Public works expenses decreased by about $45,000 due to less street overlay costs and a vacant staff position.
“Public safety continues to be the largest component within the general fund, at 44.1 percent,” she said.
Budget-to-actual and fund balances
In a comparison of last year’s budget to the actual results, the audit report showed that the city’s actual excess of revenues over expenditures exceeded the budget by more than $230,000.
Again, intergovernmental revenues and economic development expenditures exceeded the budgeted amounts due to the pass-through grant to the HRDC.
Charges for services were $48,000 over budget due to an increase in fire calls in 2019. Miscellaneous revenues were $145,000 over budget due, again, to “taking a conservative approach within the budget for that interest income,” Stutman said.
The net general fund balance increased more than $250,000 for the year.
Stutsman said the total general fund balance, as of the end of 2019, is over $3.2 million.
“Of that balance, $2.2 million is what’s considered unassigned, or what’s available for future operations,” she said. “Your policy indicates that you would have no less than 50 percent of your operating expenditures in that unassigned fund balance at the end of the year. If we run that calculation for 2019, you’re at 66.2 percent.”
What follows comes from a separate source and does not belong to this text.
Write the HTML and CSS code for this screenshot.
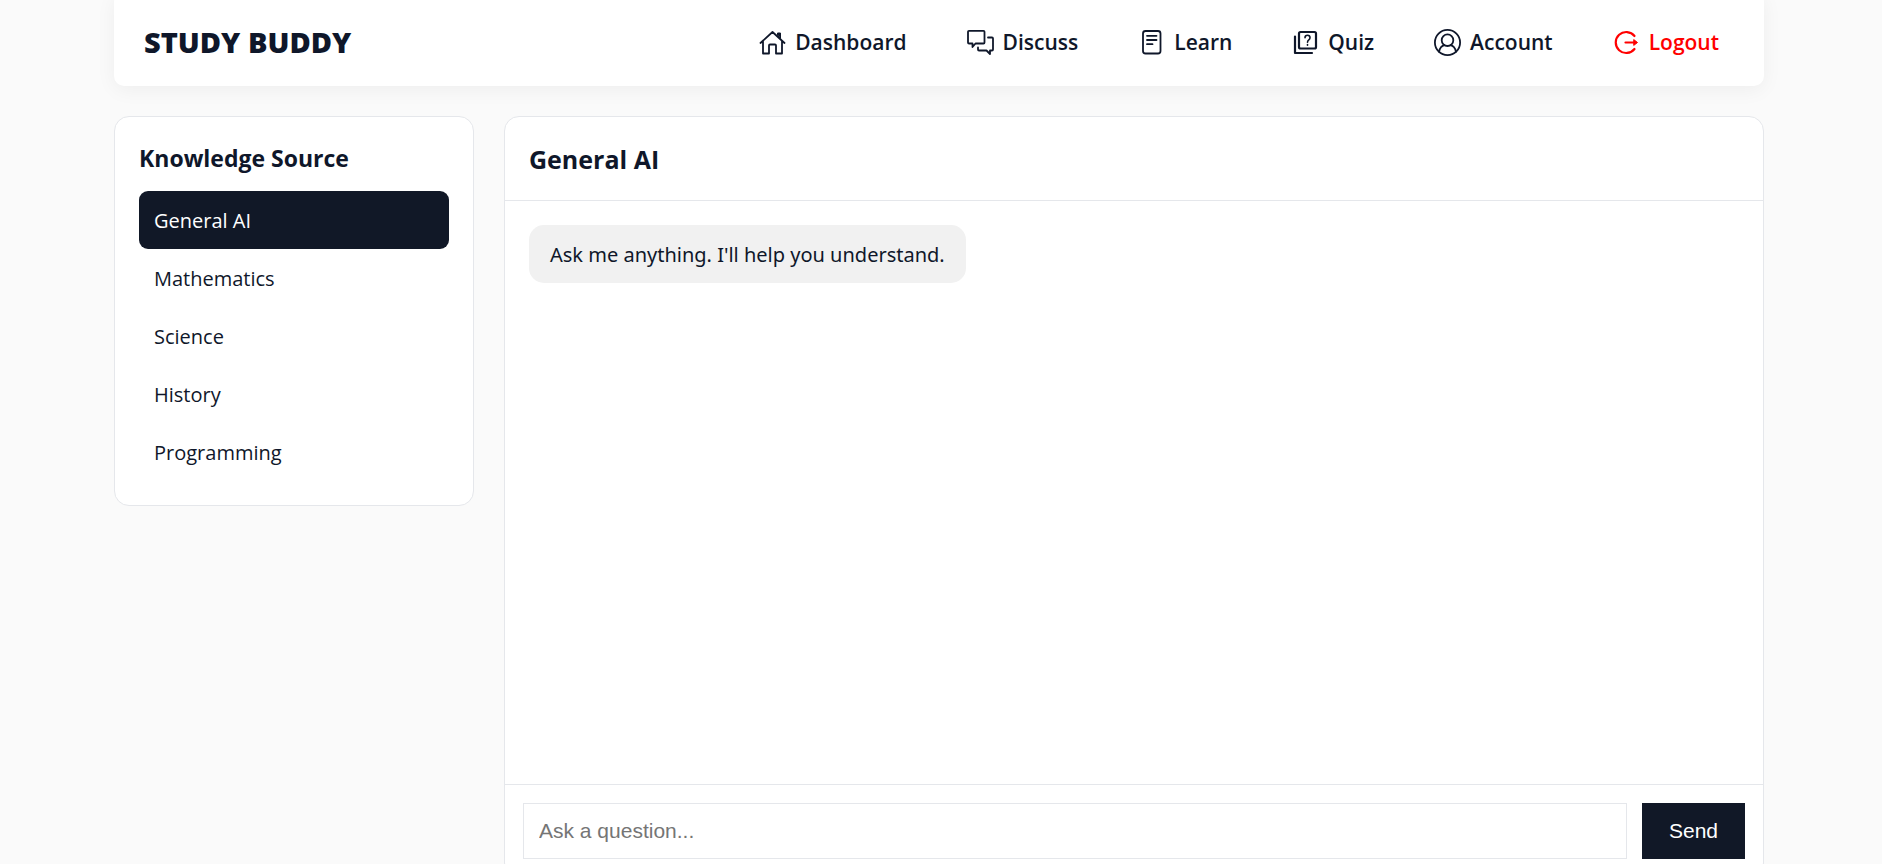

Tax capacity and enterprise funds
In 2019, the city’s taxable tax capacity decreased by a little over 2 percent, Stutsman said, while the levy increased about 5 percent. As a result, the city’s tax capacity rate increased.
In a discussion of the city’s water, sewer, stormwater and liquor store funds, Stutsman explained how comparing “operating income without depreciation” and “operating income/loss with depreciation” help a city analyze how much of its revenue an enterprise fund is using to cover operating costs and how much it is setting aside to replace depreciating assets.
Another way to analyze how a fund is doing, she said, is to look at its unrestricted net position, or what the net value of the fund’s capital assets after deducting its depreciation and debt. This amount represents what’s available for future operations.
Water fund operating revenues have increased by about $30,000 and expenses have increased by about $20,000 during the past five years, she said. Meanwhile, the operating income/loss comparison shows that the water fund is covering 67 percent of its depreciation expense.
The water fund’s cash balance increased by about $88,000 in 2019. Compared to 2018, the water fund’s unrestricted net position increased by $86,000. “So, we’re going in the right direction there, as far as what’s available for future operations,” said Stutsman.
Sewer fund operating revenues decreased by about $12,500 and expenses by about $15,000, while its cash decreased about $250,000 and the unrestricted net position $80,000 compared to 2018.
Stutsman said the sewer fund’s operating income is covering about 20 percent of the fund’s depreciation expense. “That is somewhat common, when we see sewer funds vs. water funds,” she said. “But it’s something to consider, to analyze your revenue streams and the future replacement of those assets.”
Regarding stormwater funds, Stutsman said operating revenues were “pretty consistent, changing only about $2,000. Operating expenses decreased about $27,000,” due to larger repairs in 2018.
Over a five-year period, the stormwater fund’s revenues increased about $8,500 while expenditures increased more than $33,000, the audit report stated.
The stormwater fund fully covered its depreciation expense out of operating revenues, while its cash and unrestricted net position both increased by about $46,000.
The liquor fund’s gross profit percentage dipped slightly from 2018 to 2019 but remains consistent with a five-year comparison, hovering around 25 percent.
Liquor sales in 2019 were down about $96,600 (3.1 percent), while the cost of sales went down $48,000 (2.1 percent), resulting in an operating income of $266,674.
The liquor fund’s cash increased about $345,000 and the unrestricted net position improved by about $232,000. Stutsman said this was because the liquor fund did not make a transfer to the general fund last year, as in it has some previous years.
Debt service obligations
Stutsman presented a graph showing the amount of debt service principal and interest payments each year from 2020 to 2039.
Under its current indebtedness, the city is scheduled to make payments decreasing by steps, from approximately $1.3 million per year in the next few years to less than $100,000 per year by 2039.
Stutsman reported that the city’s total general obligation bond debt, outstanding as of the end of 2019, is nearly $14 million, including interest totaling $2.27 million.